I was walking down a street in downtown Reykjavik when I caught a glimpse of explosive color on the walls of a courtyard behind a bar. I couldn’t stop myself. I walked in and found myself in a riot of art and color.
I snapped a photo then turned around; there was a man in the courtyard, having a smoke. We struck up a conversation–where I’m from, what I was doing in Reykjavik–and then he asked how I liked the city.
“Reykjavik is great fun,” I said, “and has a lot of really cool things to do. But the street art is fantastic.”
As I said this he beamed. I saw the look on his face and asked, “Wait, are you a street artist, too?” He said he was (but not of the art in this photo). He said there are a handful of street artists that work in Reykjavik, some on commission from building owners, some independently. And they’re generally incredibly creative and resourceful, kind of funny, and respectful of each other’s work.
And the street art is everywhere. Note: All my photos were taken in downtown Reykjavik (remember, I was only in the city for three and a half days and we had some packaged trips to take, so downtown was where we wandered in our free time. I hardly claim this is an exhaustive display of Reykjavik street art). And I have ZERO background information on how this all started. I just know the art on the walls was thrilling to see. Vibrant. Fresh. Occasionally challenging.
I mean, I grew up in New Jersey. New York was my training city, and there was precious little that would compel me to walk down an unfamiliar alley in New York. And yet in Reykjavik…
Some art is decidedly helpful.
Some art seems to be more…political? Maybe?
And with some art, the politics are unquestionable.
Here’s how the Icelandic and German sections of this statement roughly translate (and I confess, I presume my readership is fluent in English, so for the red part you’re on your own).
Part 1 (in green, in Icelandic): Gender equality has not been achieved. Multiple invisible thresholds still exist in the traditionally male-dominated power system.
Part 2 (in blue, in German): The Convention* entered into force in 1981 and was an important step in the recognition of women’s rights as human rights.
*The Convention refers to The Convention on the Elimination of All Forms of Discrimination Against Women (CEDAW), ratified by the UN General Assembly in 1979 and brought into force in 1981, when the 20th UN member country ratified it.
Also, I realize this is probably, more technically, graffiti. No pictures, just words.
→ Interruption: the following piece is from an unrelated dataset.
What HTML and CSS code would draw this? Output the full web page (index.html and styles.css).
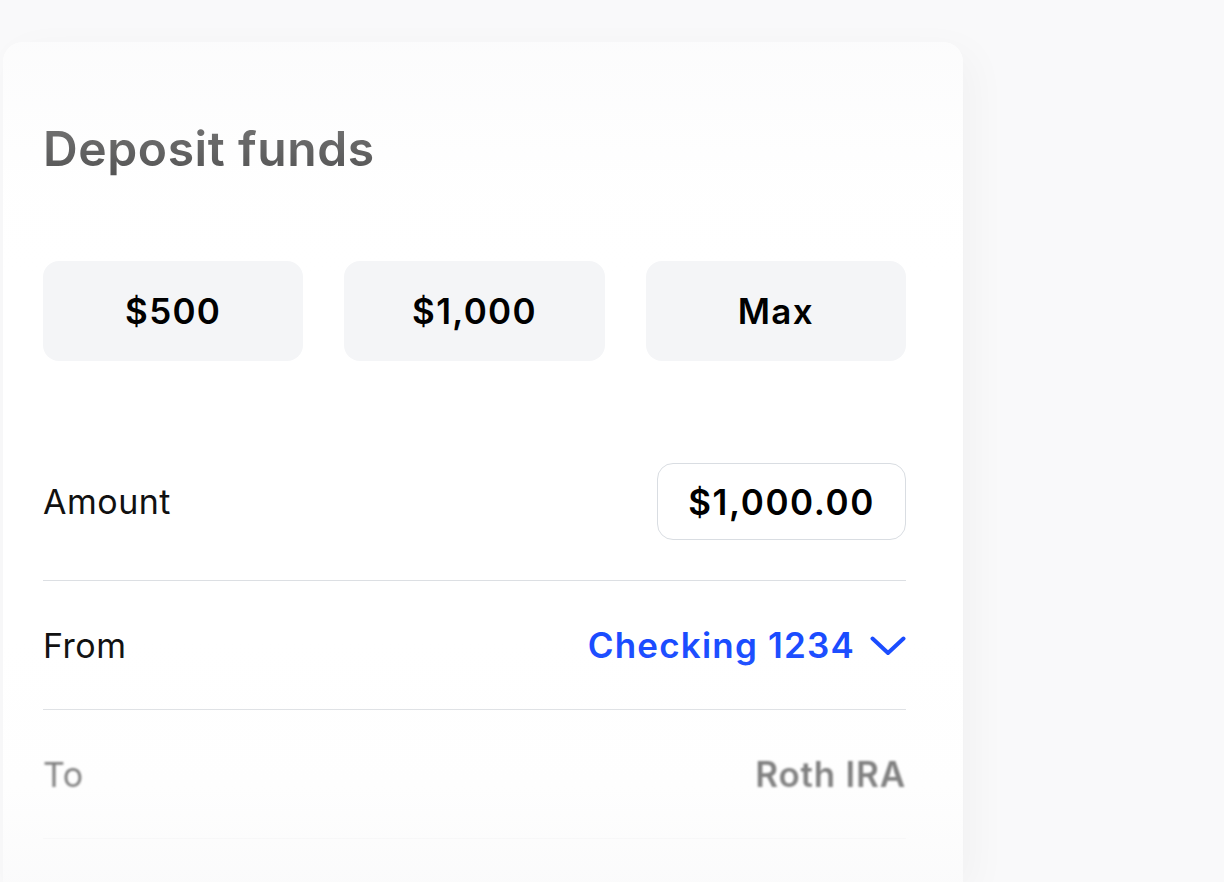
FILE: index.html
```html
<!DOCTYPE html>
<html lang="en">
<head>
<meta charset="utf-8">
<title>Deposit funds</title>
<link rel="stylesheet" href="styles.css">
</head>
<body>
<div class="card">
  <h1 class="title">Deposit funds</h1>
  <div class="presets">
    <button class="preset">$500</button>
    <button class="preset">$1,000</button>
    <button class="preset">Max</button>
  </div>
  <div class="row row-amount">
    <span class="label">Amount</span>
    <div class="amount-field">$1,000.00</div>
  </div>
  <div class="row">
    <span class="label">From</span>
    <span class="account">Checking 1234
      <svg class="chevron" width="36" height="20" viewBox="0 0 36 20"><polyline points="2.5,2.5 18,17 33.5,2.5" fill="none" stroke="#1a4cff" stroke-width="4" stroke-linecap="round" stroke-linejoin="round"/></svg>
    </span>
  </div>
  <div class="row row-faded">
    <span class="label">To</span>
    <span class="dest">Roth IRA</span>
  </div>
  <div class="fade-top"></div>
  <div class="fade-bottom"></div>
</div>
</body>
</html>
```

FILE: styles.css
```css
html, body {
  margin: 0;
  padding: 0;
}
body {
  background: #f9f9fa;
  font-family: "Inter", "Noto Sans", sans-serif;
  width: 1224px;
  height: 882px;
  overflow: hidden;
}
.card {
  position: relative;
  margin: 42px 0 0 3px;
  width: 960px;
  height: 840px;
  box-sizing: border-box;
  padding: 78px 57px 0 40px;
  background: #ffffff;
  border-radius: 20px 20px 0 0;
  box-shadow: 10px 10px 40px rgba(0, 0, 0, 0.035);
}
.title {
  margin: 0;
  font-size: 48px;
  line-height: 58px;
  font-weight: 600;
  color: #3a3a3a;
  letter-spacing: 0.6px;
  filter: blur(0.7px);
}
.presets {
  margin-top: 83px;
  display: grid;
  grid-template-columns: repeat(3, 1fr);
  gap: 41px;
}
.preset {
  height: 100px;
  border: 0;
  border-radius: 16px;
  background: #f4f5f7;
  font-family: inherit;
  font-size: 35px;
  font-weight: 600;
  color: #000;
  padding: 0;
  letter-spacing: 1.3px;
}
.row {
  display: flex;
  align-items: center;
  justify-content: space-between;
  height: 128px;
  border-bottom: 1px solid #dcdfe3;
}
.row-amount {
  margin-top: 62px;
  height: auto;
  padding: 40px 0;
}
.label {
  font-size: 34px;
  font-weight: 400;
  color: #111;
  letter-spacing: 0.5px;
}
.amount-field {
  height: 77px;
  box-sizing: border-box;
  padding: 0 30px;
  display: flex;
  align-items: center;
  border: 1.5px solid #d9dde2;
  border-radius: 16px;
  font-size: 35px;
  font-weight: 600;
  color: #000;
  letter-spacing: 1.6px;
}
.account {
  display: flex;
  align-items: center;
  gap: 15px;
  font-size: 35px;
  font-weight: 600;
  color: #1a4cff;
  letter-spacing: 1.2px;
}
.chevron {
  display: block;
  margin-top: 2px;
}
.row-faded {
  border-bottom-color: #f5f5f6;
}
.row-faded .label,
.row-faded .dest {
  color: #666;
  filter: blur(1.3px);
}
.dest {
  font-size: 35px;
  font-weight: 600;
  letter-spacing: 0.8px;
}
.fade-top {
  position: absolute;
  left: 0;
  right: 0;
  top: 0;
  height: 230px;
  border-radius: 20px 20px 0 0;
  background: linear-gradient(to bottom, rgba(249, 249, 250, 0.55), rgba(251, 251, 251, 0.12) 60%, rgba(255, 255, 255, 0));
  pointer-events: none;
}
.fade-bottom {
  position: absolute;
  left: 0;
  right: 0;
  top: 600px;
  bottom: 0;
  background: linear-gradient(to bottom, rgba(250, 250, 250, 0), rgba(250, 250, 250, 0.2) 60%, rgba(249, 249, 250, 0.75));
  pointer-events: none;
}
```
But I like what it has to say, so it’s going up.
Some bits of street art don’t make a lot of sense.
Or kind of nightmare-fuel-y.
Or is full of badassery.
Sometimes, street artists do a selfie.
Offer up practical bits of advice.
And most importantly, it can remind us where our dreams can take us.
Thank you, Reyjkavik street artists, for some spectacular visual feasting. Keep making art happen! It was a thrill to see your incredible work.